Christophe de Margerie is the first of a series of 15 icebreaking LNG tankers ordered by the SCF Group to take advantage of the diminishing Arctic sea ice cover and deliver gas from a new facility on the Yamal Peninsula in Northern Russia, the biggest Arctic LNG project. The vessels are built in South Korea by the Daewoo Shipbuilding & Marine Engineering (DSME).

The LNG tanker has an overall length of 299 m, a width of 50 m, and a deadweight of 80,200 tonnes, according to ship-technology.com. The vessel is capable of carrying 172,600 m3 of cargo.

The ship is powered by a diesel-electric propulsion system utilizing four 12-cylinder and two nine-cylinder Wärtsilä 50DF four-stroke diesel engines, with a combined power output of 64.35 MW. The nine-cylinder 50DF engine has a rated power of 8,550 kW, while the 12-cylinder variant is rated at 11,400 kW. The Wärtsilä 50DF engines can run on light or heavy fuel oils, as well as on LNG.

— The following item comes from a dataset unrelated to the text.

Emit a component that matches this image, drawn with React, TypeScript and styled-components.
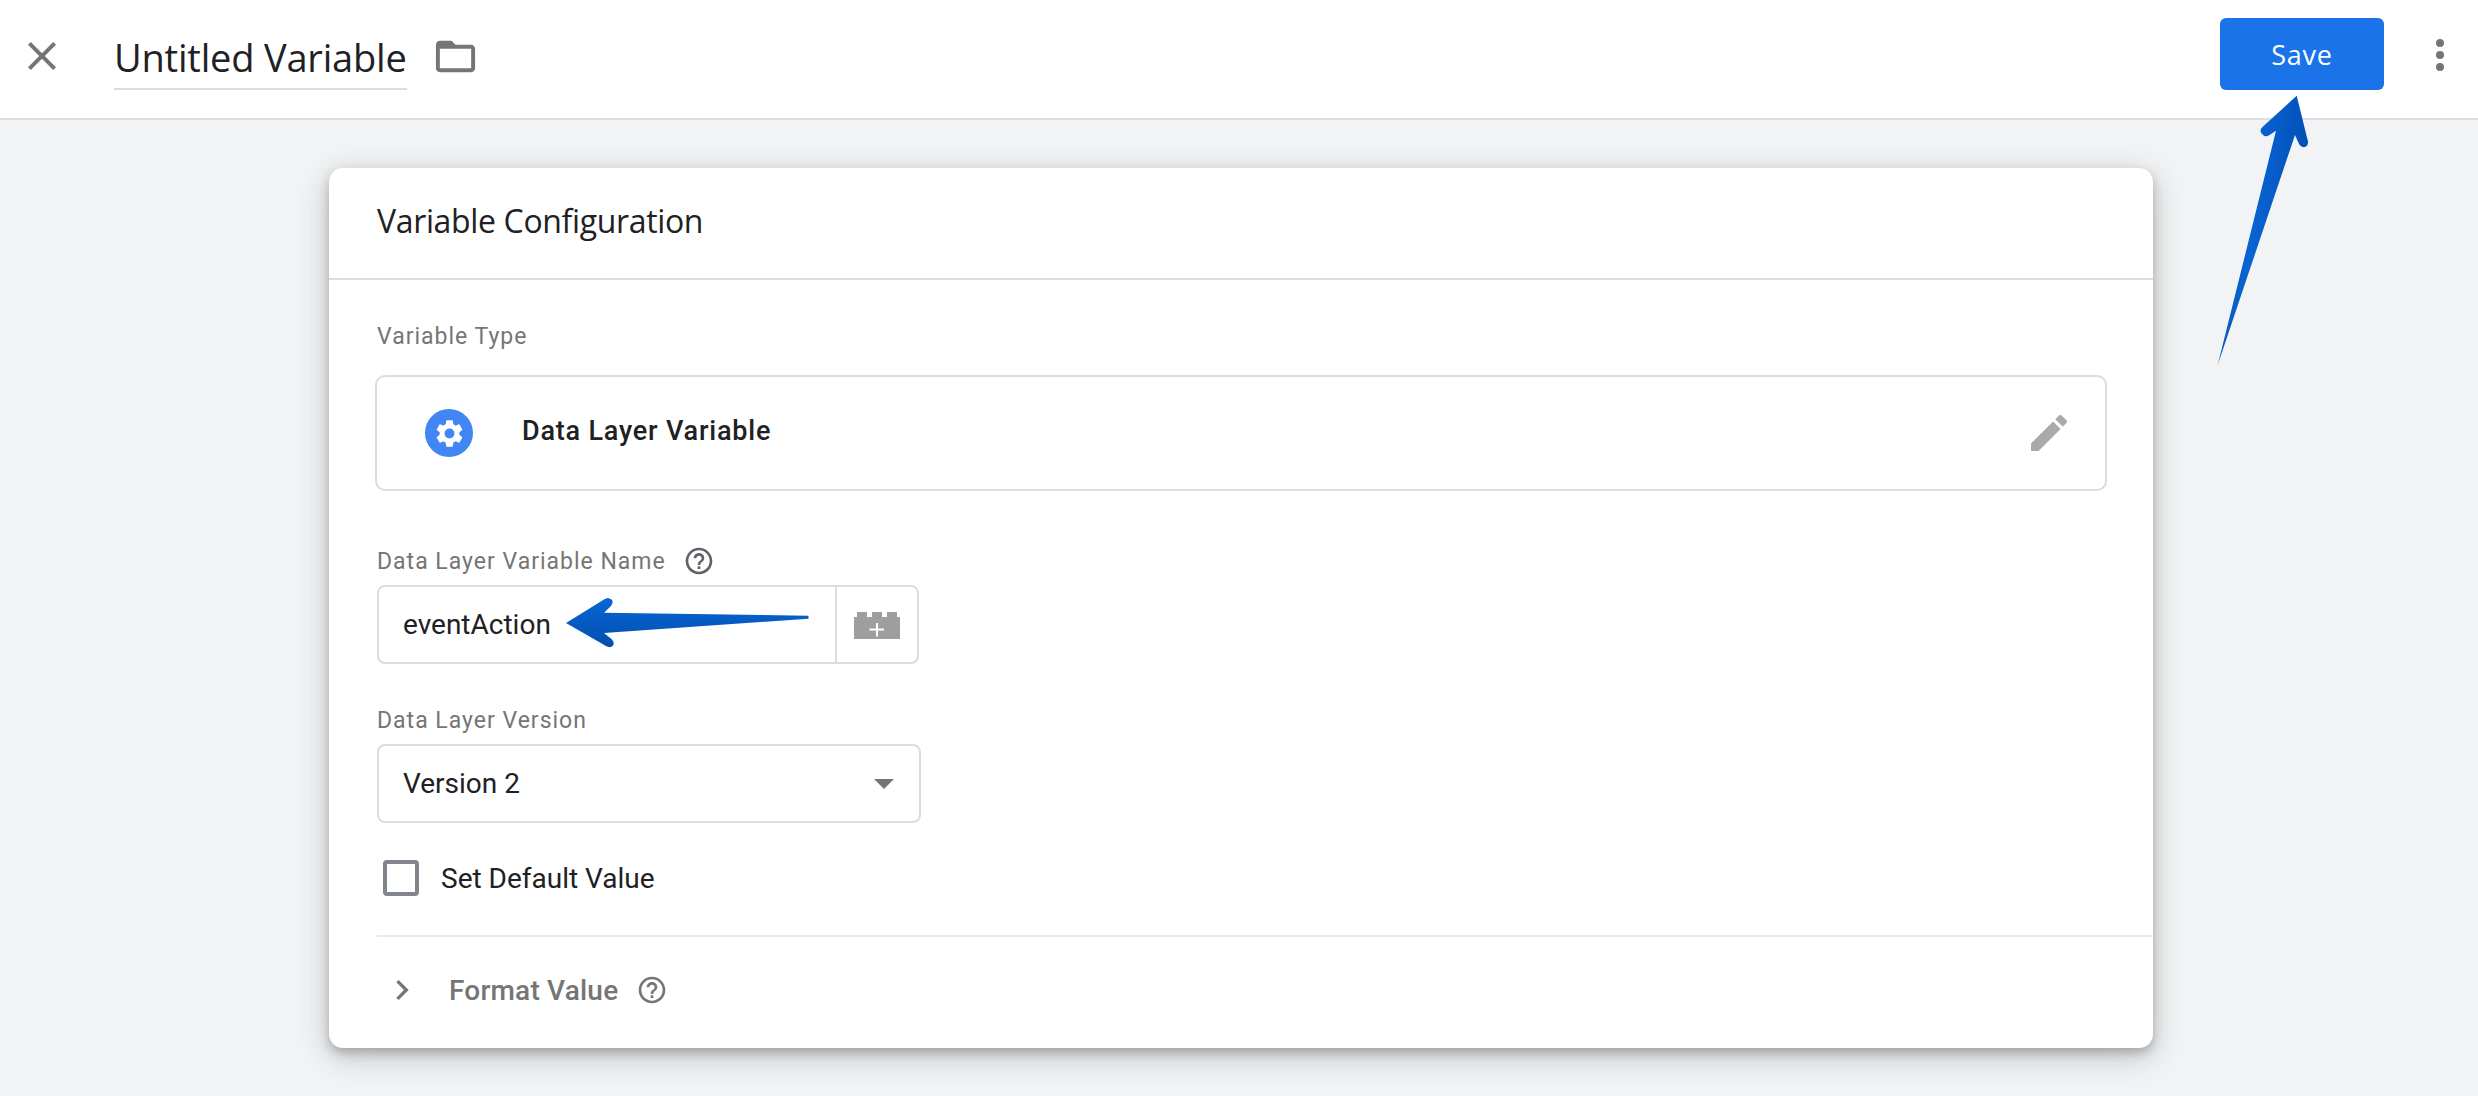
import React from "react";
import styled, { createGlobalStyle } from "styled-components";

const Global = createGlobalStyle`
  html, body { margin: 0; padding: 0; background: #f1f3f4; }
  body { font-family: Roboto, "Liberation Sans", sans-serif; color: #202124; }
`;
const Page = styled.div`
  position: relative; width: 2478px; height: 1096px; overflow: hidden; background: #f1f3f4;
`;
const TopBar = styled.header`
  box-sizing: border-box; height: 120px; background: #fff; border-bottom: 2px solid #dadce0;
  display: flex; align-items: center; padding: 0 14px 6px 18px;
`;
const Icon = styled.svg<{ $size: number; $color: string }>`
  width: ${p => p.$size}px; height: ${p => p.$size}px; fill: ${p => p.$color}; flex: none; display: block;
`;
const TitleWrap = styled.div`
  margin-left: 48px; height: 68px; box-sizing: border-box; border-bottom: 2px solid #dadce0;
  display: flex; align-items: center; padding-top: 3px;
`;
const TitleText = styled.span`
  font-family: "Open Sans", sans-serif; font-size: 38px; letter-spacing: -0.2px; color: #202124; line-height: 44px;
`;
const FolderSlot = styled.div` margin-left: 25px; `;
const Spacer = styled.div` flex: 1; `;
const SaveButton = styled.button`
  width: 164px; height: 72px; border: 0; border-radius: 6px; background: #1a73e8; color: #fff;
  font-family: "Open Sans", sans-serif; font-weight: 500; font-size: 27px; letter-spacing: 0.7px; padding: 0; margin-top: -4px;
`;
const MoreButton = styled.div`
  margin: -2px 0 0 32px; width: 48px; display: flex; flex-direction: column; align-items: center; gap: 4px;
`;
const Dot = styled.i` width: 8px; height: 8px; border-radius: 50%; background: #757575; display: block; `;
const Card = styled.section`
  box-sizing: border-box; width: 1824px; height: 880px; margin: 48px 0 0 329px; background: #fff; border-radius: 14px;
  box-shadow: 0 5px 10px rgba(60,64,67,.28), 0 8px 30px rgba(60,64,67,.28);
`;
const CardHead = styled.div`
  box-sizing: border-box; height: 112px; border-bottom: 2px solid #dadce0; padding: 0 48px 6px;
  display: flex; align-items: center;
  font-family: "Open Sans", sans-serif; font-size: 32px; letter-spacing: -0.35px; color: #202124;
`;
const CardBody = styled.div` padding: 41px 46px 0 48px; `;
const Label = styled.div`
  display: flex; align-items: center; gap: 17px; height: 30px; font-size: 23px; letter-spacing: 1px; color: #757575;
`;
const TypeBox = styled.div`
  box-sizing: border-box; height: 116px; margin: 24px 0 0 -2px; border: 2px solid #dadce0; border-radius: 10px;
  display: flex; align-items: center; padding: 0 32px 0 48px;
`;
const TypeBadge = styled.div`
  width: 48px; height: 48px; border-radius: 50%; background: #4285f4; display: flex; align-items: center; justify-content: center;
`;
const TypeName = styled.div`
  margin-left: 49px; font-size: 27px; font-weight: 500; letter-spacing: 0.8px; color: #202124; margin-top: -5px;
`;
const PencilSlot = styled.div` margin-left: auto; `;
const InputLabel = styled(Label)` margin-top: 55px; `;
const InputGroup = styled.div`
  box-sizing: border-box; width: 542px; height: 79px; margin-top: 9px; border: 2px solid #dadce0; border-radius: 8px; display: flex;
`;
const InputValue = styled.div`
  flex: 1; display: flex; align-items: center; padding-left: 24px; font-size: 28px; color: #202124;
`;
const PickerButton = styled.div`
  width: 80px; border-left: 2px solid #dadce0; display: flex; align-items: center; justify-content: center;
`;
const VersionLabel = styled(Label)` margin-top: 41px; `;
const Select = styled.div`
  box-sizing: border-box; width: 544px; height: 79px; margin-top: 9px; border: 2px solid #dadce0; border-radius: 8px;
  display: flex; align-items: center; justify-content: space-between; padding: 0 25px 0 24px; font-size: 28px; color: #202124;
`;
const Caret = styled.i`
  width: 0; height: 0; border-left: 10px solid transparent; border-right: 10px solid transparent; border-top: 10px solid #757575; display: block;
`;
const CheckRow = styled.div`
  display: flex; align-items: center; height: 36px; margin: 37px 0 0 6px; gap: 22px; font-size: 28px; color: #202124;
`;
const CheckBox = styled.span`
  box-sizing: border-box; width: 36px; height: 36px; border: 4px solid #80868b; border-radius: 4px; display: block;
`;
const Divider = styled.div` height: 2px; background: #ebebeb; margin: 39px 0 0 48px; `;
const FormatRow = styled.div`
  display: flex; align-items: center; height: 40px; margin: 33px 0 0 56px;
  font-size: 28px; font-weight: 500; letter-spacing: 0.2px; color: #757575;
`;
const Chevron = styled.div` margin-left: -3px; width: 67px; `;
const FormatHelp = styled.div` margin-left: 18px; `;
const Overlay = styled.svg` position: absolute; left: 0; top: 0; width: 2478px; height: 1096px; pointer-events: none; `;

const help = "M11 18h2v-2h-2v2zm1-16C6.48 2 2 6.48 2 12s4.48 10 10 10 10-4.48 10-10S17.52 2 12 2zm0 18c-4.41 0-8-3.59-8-8s3.59-8 8-8 8 3.59 8 8-3.59 8-8 8zm0-14c-2.21 0-4 1.79-4 4h2c0-1.1.9-2 2-2s2 .9 2 2c0 2-3 1.75-3 5h2c0-2.25 3-2.5 3-5 0-2.21-1.79-4-4-4z";

export default function App() {
  return (
    <Page>
      <Global />
      <TopBar>
        <Icon $size={48} $color="#757575" viewBox="0 0 24 24">
          <path d="M19 6.41L17.59 5 12 10.59 6.41 5 5 6.41 10.59 12 5 17.59 6.41 19 12 13.41 17.59 19 19 17.59 13.41 12z" />
        </Icon>
        <TitleWrap><TitleText>Untitled Variable</TitleText></TitleWrap>
        <FolderSlot>
          <Icon $size={47} $color="#757575" viewBox="0 0 24 24">
            <path d="M20 6h-8l-2-2H4c-1.1 0-1.99.9-1.99 2L2 18c0 1.1.9 2 2 2h16c1.1 0 2-.9 2-2V8c0-1.1-.9-2-2-2zm0 12H4V8h16v10z" />
          </Icon>
        </FolderSlot>
        <Spacer />
        <SaveButton>Save</SaveButton>
        <MoreButton><Dot /><Dot /><Dot /></MoreButton>
      </TopBar>
      <Card>
        <CardHead>Variable Configuration</CardHead>
        <CardBody>
          <Label>Variable Type</Label>
          <TypeBox>
            <TypeBadge>
              <Icon $size={33} $color="#fff" viewBox="0 0 24 24">
                <path d="M19.14 12.94c.04-.3.06-.61.06-.94 0-.32-.02-.64-.07-.94l2.03-1.58c.18-.14.23-.41.12-.61l-1.92-3.32c-.12-.22-.37-.29-.59-.22l-2.39.96c-.5-.38-1.03-.7-1.62-.94l-.36-2.54c-.04-.24-.24-.41-.48-.41h-3.84c-.24 0-.43.17-.47.41l-.36 2.54c-.59.24-1.13.57-1.62.94l-2.39-.96c-.22-.08-.47 0-.59.22L2.74 8.87c-.12.21-.08.47.12.61l2.03 1.58c-.05.3-.09.63-.09.94s.02.64.07.94l-2.03 1.58c-.18.14-.23.41-.12.61l1.92 3.32c.12.22.37.29.59.22l2.39-.96c.5.38 1.03.7 1.62.94l.36 2.54c.05.24.24.41.48.41h3.84c.24 0 .44-.17.47-.41l.36-2.54c.59-.24 1.13-.56 1.62-.94l2.39.96c.22.08.47 0 .59-.22l1.92-3.32c.12-.22.07-.47-.12-.61l-2.01-1.58zM12 15.6c-1.98 0-3.6-1.62-3.6-3.6s1.62-3.6 3.6-3.6 3.6 1.62 3.6 3.6-1.62 3.6-3.6 3.6z" />
              </Icon>
            </TypeBadge>
            <TypeName>Data Layer Variable</TypeName>
            <PencilSlot>
              <Icon $size={48} $color="#aaaaaa" viewBox="0 0 24 24">
                <path d="M3 17.25V21h3.75L17.81 9.94l-3.75-3.75L3 17.25zM20.71 7.04c.39-.39.39-1.02 0-1.41l-2.34-2.34c-.39-.39-1.02-.39-1.41 0l-1.83 1.83 3.75 3.75 1.83-1.83z" />
              </Icon>
            </PencilSlot>
          </TypeBox>
          <InputLabel>
            Data Layer Variable Name
            <Icon $size={32} $color="#5f6368" viewBox="0 0 24 24"><path d={help} /></Icon>
          </InputLabel>
          <InputGroup>
            <InputValue>eventAction</InputValue>
            <PickerButton>
              <Icon $size={46} $color="#9e9e9e" viewBox="0 0 46 46">
                <path d="M0 15H3V10H13V15H18V10H28V15H33V10H43V15H46V37H0z" />
                <path d="M22 21h2v5.5h6v2h-6v6h-2v-6h-6.5v-2H22z" fill="#fff" />
              </Icon>
            </PickerButton>
          </InputGroup>
          <VersionLabel>Data Layer Version</VersionLabel>
          <Select>Version 2<Caret /></Select>
          <CheckRow><CheckBox />Set Default Value</CheckRow>
        </CardBody>
        <Divider />
        <FormatRow>
          <Chevron>
            <Icon $size={40} $color="#757575" viewBox="0 0 24 24"><path d="M8.59 16.59L13.17 12 8.59 7.41 10 6l6 6-6 6z" /></Icon>
          </Chevron>
          Format Value
          <FormatHelp>
            <Icon $size={32} $color="#757575" viewBox="0 0 24 24"><path d={help} /></Icon>
          </FormatHelp>
        </FormatRow>
      </Card>
      <Overlay viewBox="0 0 2478 1096">
        <defs>
          <linearGradient id="up" x1="0" y1="0" x2="1" y2="0.2">
            <stop offset="0" stopColor="#0f4fa8" />
            <stop offset="0.45" stopColor="#0a63d2" />
            <stop offset="1" stopColor="#0050b8" />
          </linearGradient>
          <linearGradient id="left" x1="0" y1="0" x2="0" y2="1">
            <stop offset="0" stopColor="#0a66d4" />
            <stop offset="1" stopColor="#004fb0" />
          </linearGradient>
        </defs>
        <path fill="url(#up)" d="M2296.7 95.7L2263 126.5Q2259 130 2261.5 133.5Q2265 138 2269.5 135L2276 130.7L2217.7 365L2295 135L2299 144Q2302 149 2306 146.5Q2309 144.5 2307.6 140Z" />
        <path fill="url(#left)" d="M566 623L604 599.5Q608 596.5 611.5 599.5Q614 602 611 606L604 612.7L808.5 615.7V618.7L604 633L611.5 639Q615 642.5 613 645.5Q610 648.5 606 646Z" />
      </Overlay>
    </Page>
  );
}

Three Azipod propulsion units, which can rotate through 360°, are installed to power the vessel in arctic conditions. Each Azipod unit, rated at 15 MW, is coupled to a rudder propeller.

The Christophe de Margerie-class LNG carriers can sail at a speed of 19.5 knots in open seas and at 5 knots in 1.5 m-thick ice. The vessels are capable of navigating independently through 2.1 m thick ice and 15 m high waves, as well as turning 180° using the Azipod propulsion units. They can withstand temperatures of -50°C when operating in the Arctic.

The LNG carrier has been named after Christophe de Margerie, the former CEO of Total, who played a key role in developing the investment decisions behind, and a technological basis for the Yamal LNG project.

In 2013, the busiest year of the Northern Sea Route, there were only 15 international crossings, but cargo along this route will grow tenfold by 2020, according to Russian predictions. The increased shipping poses significant risks to the Arctic natural environment. The International Maritime Organization (IMO) has recently agreed to start working on the development of measures to reduce risks from the use of heavy fuel oil (HFO) fuel by ships in Arctic waters. A possible outcome from this work could be a total ban on the use of HFO fuels by ships in the Arctic waters. The use and carriage of heavy fuel oil is banned in Antarctic waters under the IMO MARPOL convention.